Conflicting Authorities: Ownership v Control

As a matter of orthodox company law, Mr Ohmura appeared to have the better of the argument.  Indeed, the Court of Appeal confirmed as much in Lakatamia Shipping Co Ltd v Su [2014] EWCA Civ 636. Rejecting Beatson J’s first instance ruling that the assets of such NDCs fell within the extended definition by virtue of the respondent’s control of them qua shareholder as ‘heretical’, the Court of Appeal held that a freezing order was only meant to cover assets belonging to the Respondent.  All the extended definition was designed to do was bring in assets held by a third party as trustee to the Respondent’s instructions.  As Sir Bernard Rix confirmed, it was not right to say that a 100% shareholder-director was “instructing” the company when he qua director caused it to dispose of assets; rather, he did so as the company’s agent.  The appeal was ultimately dismissed, however, on the basis that it was appropriate to impose notice requirements that covered a respondent’s dealings qua director (subject to ordinary business exceptions) as those could diminish the value of the shares which were relevant assets.

The extended definition was considered again by the Supreme Court in Ablyazov (No 10).  That case did not involve NDCs; rather, the Respondent had, subsequent to the freezing order being made, entered into certain agreements for the provision of loans.  The terms permitted him to use those funds at his sole discretion and to direct the lender to pay those monies to third parties.  Lord Clarke, delivering the judgment of the court, held that as matter of settled principles applicable to freezing orders, a chose in action in the form of the right to draw down lending was not an “asset” per se.  Crucially, however, Lord Clarke found it could fall within the extended definition.  This was because the ‘whole focus’ of that extension was to cover assets that did not belong to the Respondent (legally or beneficially) but which he controlled and a power to dispose of.

Reconciliation and Return to Orthodoxy

In FM Capital, therefore, the Deputy Judge was faced with an argument that Lakatamia was overruled and that the “control” thesis of the Supreme Court meant that assets of the NDCs could fall within the extended definition.  This also squarely raised the issue of separate legal personality and whether it would be appropriate for a freezing order to effectively pierce the corporate veil (especially where there was no compelling evidence the companies were mere foils for Mr Ohmura).

The Deputy Judge was able to reconcile the two cases and reach a conclusion that affirmed orthodox company principles:

  1. The judge held that the ratio of Lakatamia was, in fact, rather narrow.

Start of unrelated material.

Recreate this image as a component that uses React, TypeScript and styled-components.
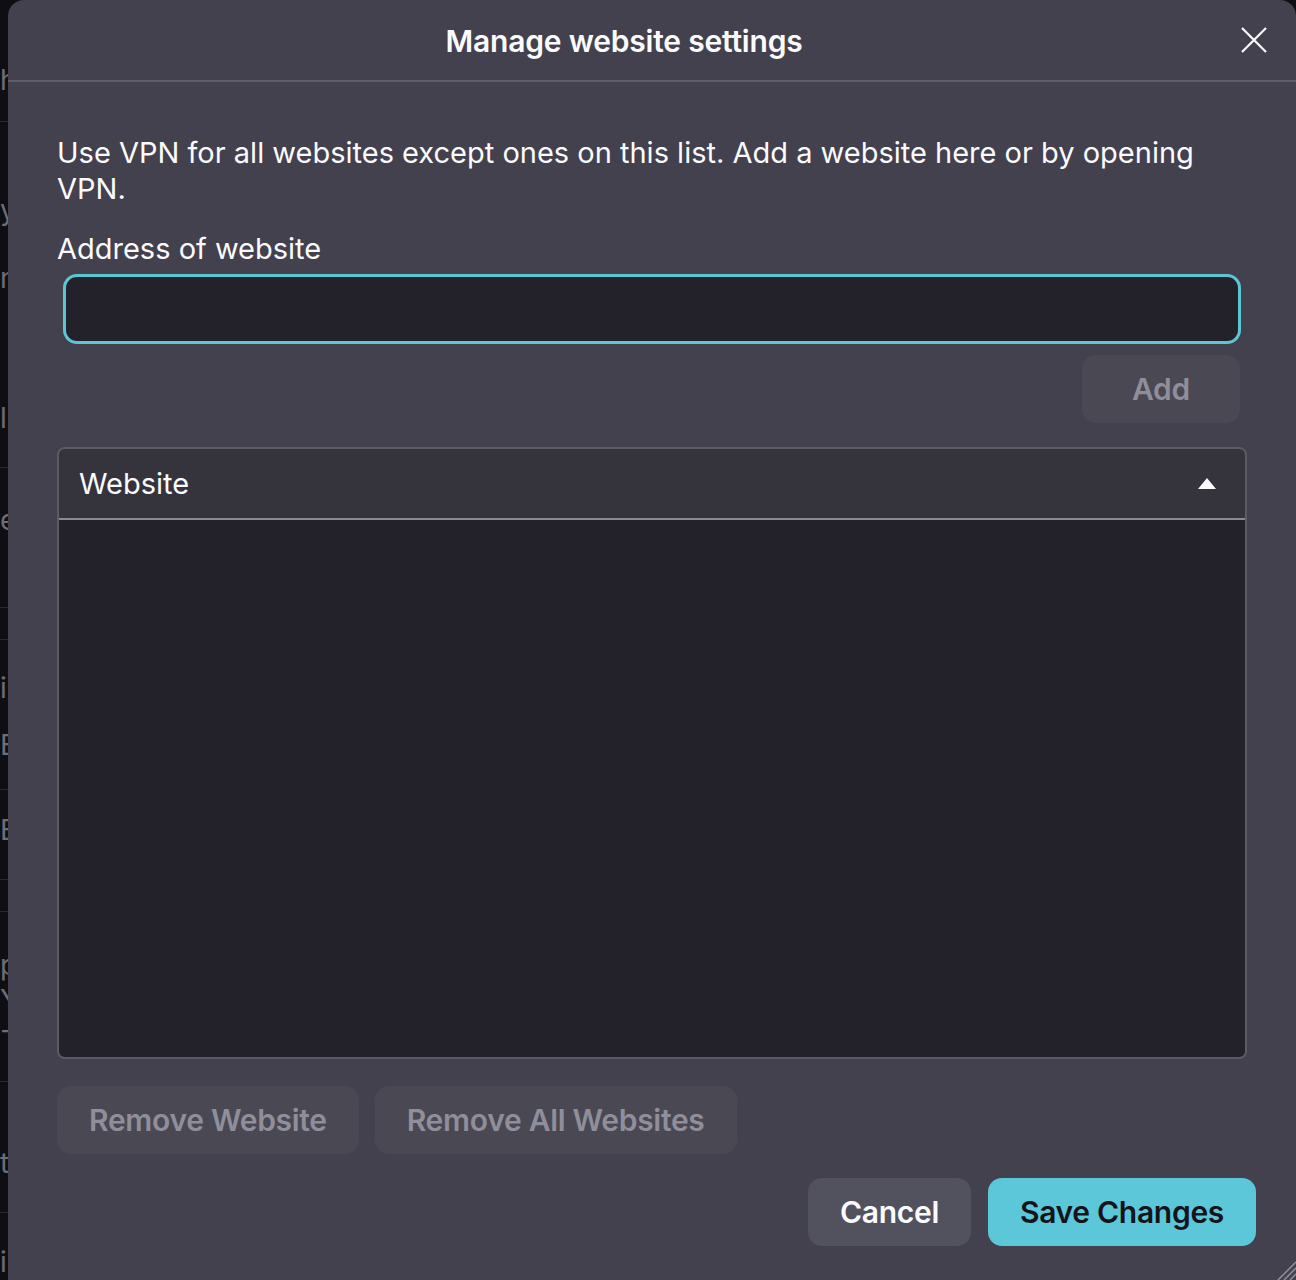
import React from 'react'
import styled, { createGlobalStyle } from 'styled-components'

const GlobalStyle = createGlobalStyle`
  html, body {
    margin: 0;
    padding: 0;
    background: #0f0f13;
  }
  body {
    font-family: Inter, "Noto Sans", "Liberation Sans", sans-serif;
    -webkit-font-smoothing: antialiased;
  }
`

const Page = styled.div`
  display: flex;
  width: 1296px;
  height: 1280px;
  overflow: hidden;
`

/* settings page peeking out behind the dialog */
const Backdrop = styled.div`
  width: 8px;
  flex-shrink: 0;
  overflow: hidden;
  display: flex;
  flex-direction: column;
  background: #0f0f13;
`

const BackdropRow = styled.div<{ $height: number; $divider?: boolean }>`
  height: ${({ $height }) => $height}px;
  flex-shrink: 0;
  box-sizing: border-box;
  border-bottom: ${({ $divider }) => ($divider ? '1px solid #2a2930' : 'none')};
  display: flex;
  flex-direction: column;
`

const BackdropGlyph = styled.div<{ $top: number }>`
  margin-top: ${({ $top }) => $top}px;
  font-size: 28px;
  line-height: 30px;
  height: 30px;
  color: #6e6d76;
  white-space: nowrap;
`

const Dialog = styled.div`
  position: relative;
  flex: 1;
  display: flex;
  flex-direction: column;
  background: #42414d;
  border-radius: 16px 16px 0 0;
  color: #fbfbfe;
`

const Header = styled.div`
  display: flex;
  align-items: center;
  height: 80px;
  padding-right: 28px;
  border-bottom: 2px solid #5e5d68;
`

const Title = styled.h1`
  flex: 1;
  margin: 0;
  padding-top: 2px;
  text-align: center;
  font-size: 30px;
  font-weight: 600;
  letter-spacing: -0.2px;
`

const CloseButton = styled.button`
  width: 28px;
  height: 28px;
  padding: 0;
  border: none;
  background: transparent;
  display: flex;
  align-items: center;
  justify-content: center;
`

const Body = styled.div`
  display: flex;
  flex-direction: column;
  padding: 53px 49px 0;
`

const Intro = styled.p`
  margin: 0;
  font-size: 29px;
  line-height: 36px;
`

const FieldLabel = styled.label`
  margin-top: 24px;
  font-size: 29px;
  line-height: 36px;
`

const AddressInput = styled.input`
  margin: 7px 6px 0;
  height: 70px;
  box-sizing: border-box;
  background: #23222b;
  border: 3px solid #5bc6d6;
  border-radius: 14px;
  color: #fbfbfe;
  font-size: 29px;
  padding: 0 18px;
  outline: none;
`

const Button = styled.button<{ $variant?: 'ghost' | 'neutral' | 'primary' }>`
  height: 68px;
  padding: 0 32px;
  border: none;
  border-radius: 14px;
  font-family: inherit;
  font-size: 30px;
  font-weight: 600;
  letter-spacing: -0.3px;
  white-space: nowrap;
  background: ${({ $variant }) =>
    $variant === 'primary' ? '#5cc7d8' : $variant === 'neutral' ? '#52515e' : '#494853'};
  color: ${({ $variant }) =>
    $variant === 'primary' ? '#15141a' : $variant === 'neutral' ? '#fbfbfe' : '#8f8e9a'};
`

const AddButton = styled(Button)`
  align-self: flex-end;
  width: 158px;
  margin: 11px 7px 0 0;
  padding: 0;
`

const Table = styled.div`
  margin-top: 24px;
  height: 612px;
  box-sizing: border-box;
  display: flex;
  flex-direction: column;
  border: 2px solid #5b5a65;
  border-radius: 8px;
  overflow: hidden;
`

const TableHead = styled.div`
  display: flex;
  align-items: center;
  justify-content: space-between;
  height: 69px;
  flex-shrink: 0;
  padding: 0 29px 0 20px;
  background: #35343d;
  border-bottom: 2px solid #8a8994;
  font-size: 29px;
`

const TableBody = styled.div`
  flex: 1;
  background: #23222b;
`

const ButtonRow = styled.div`
  display: flex;
  gap: 16px;
  margin-top: 27px;
`

const Footer = styled.div`
  display: flex;
  justify-content: flex-end;
  gap: 17px;
  margin: 24px -9px 0 0;
`

const ResizeGrip = styled.svg`
  position: absolute;
  right: 0;
  bottom: 0;
`

const backdropRows = [
  { height: 122, glyphs: [{ top: 65, text: 'h' }] },
  { height: 346, glyphs: [{ top: 73, text: 'y' }, { top: 38, text: 'n' }, { top: 110, text: 'l' }] },
  { height: 140, glyphs: [{ top: 37, text: 'e' }] },
  { height: 32, glyphs: [] },
  { height: 150, glyphs: [{ top: 33, text: 'i' }, { top: 27, text: 'E' }] },
  { height: 90, glyphs: [{ top: 25, text: 'B' }] },
  { height: 32, glyphs: [] },
  { height: 170, glyphs: [{ top: 38, text: 'p' }, { top: 5, text: 'Y' }, { top: 0, text: '-' }] },
  { height: 131, glyphs: [{ top: 66, text: 't' }] },
  { height: 67, glyphs: [{ top: 34, text: 'i' }], last: true },
]

export default function App() {
  return (
    <>
      <GlobalStyle />
      <Page>
        <Backdrop>
          {backdropRows.map((row, i) => (
            <BackdropRow key={i} $height={row.height} $divider={!row.last}>
              {row.glyphs.map((g, j) => (
                <BackdropGlyph key={j} $top={g.top}>
                  {g.text}
                </BackdropGlyph>
              ))}
            </BackdropRow>
          ))}
        </Backdrop>

        <Dialog>
          <Header>
            <Title>Manage website settings</Title>
            <CloseButton aria-label="Close">
              <svg width="26" height="26" viewBox="0 0 26 26">
                <path d="M1 1 L25 25 M25 1 L1 25" stroke="#fbfbfe" strokeWidth="2.2" />
              </svg>
            </CloseButton>
          </Header>

          <Body>
            <Intro>
              Use VPN for all websites except ones on this list. Add a website here or by opening
              VPN.
            </Intro>
            <FieldLabel htmlFor="site-address">Address of website</FieldLabel>
            <AddressInput id="site-address" type="text" />
            <AddButton>Add</AddButton>

            <Table>
              <TableHead>
                <span>Website</span>
                <svg width="18" height="11" viewBox="0 0 18 11">
                  <path d="M9 0 L18 11 L0 11 Z" fill="#fbfbfe" />
                </svg>
              </TableHead>
              <TableBody />
            </Table>

            <ButtonRow>
              <Button>Remove Website</Button>
              <Button>Remove All Websites</Button>
            </ButtonRow>

            <Footer>
              <Button $variant="neutral">Cancel</Button>
              <Button $variant="primary">Save Changes</Button>
            </Footer>
          </Body>

          <ResizeGrip width="22" height="22" viewBox="0 0 22 22">
            <path d="M22 4 L4 22 M22 10 L10 22 M22 16 L16 22" stroke="#8f8e9a" strokeWidth="1.5" />
          </ResizeGrip>
        </Dialog>
      </Page>
    </>
  )
}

All that been required to dispose of the appeal had been the finding that the notice requirements were appropriate to preserve value in the shares of the NDCs.  The Court of Appeal’s comments on Beatson J’s ‘heretical’ findings and the proper construction of the extended definition were, therefore, effectively obiter.


  1. There was a clearly an inconsistency between the Supreme Court’s control-based construction of the extended definition and that of the Court of Appeal focussing on ownership. Clearly the approach of the Supreme Court had to be favoured.


  1. That did not, however, in the judge’s view mean the assets of the NDCs fell within the extended definition. The remainder of the Court of Appeal’s judgment concerning how, as a matter of orthodoxy, a director did not give instructions to a company but rather acted as its servant remained good law.  Acting in such a manner did not qualify as ‘control’ even under Lord Clarke’s broader reading: the director-shareholder was only an organ of the company.


Following Lakatamia, however, the Deputy Judge held it would be appropriate to impose notice requirements concerning dealings with the NDCs so as to preserve the value in the Respondent’s shares.


This judgment is to be welcomed as bringing clarity to this area of law, which is particularly important given the ever-changing means respondents adopt to circumvent the effectiveness of freezing orders.  The Deputy Judge subjected the case law to careful analysis and the conclusion he reached is attractive as being consistent with importance attributed to separate legal personality by the Supreme Court in Prest v Petrodel [2013] UKSC 34.  It is also pertinent to recall that Lord Clarke was not addressed on the specific issue of NDCs and their assets in Ablyazov (No 10).

Claimants and their advisers should not, however, be overly disheartened by this outcome.  First, it simply restores the understanding of the scope of freezing injunctions as previously understood.  Secondly, the Court of Appeal in Lakatamia made clear that a freezing order with the extended definition could in ‘exceptional circumstances’ cover assets of NDCs, if the NDCs were shown to be non-trading ‘pockets or wallets’ of a respondent.  Thirdly, the specific issue of NDCs falls within the Chabra jurisdiction and this perhaps offers a better forum in which to discuss the proper boundaries of such orders.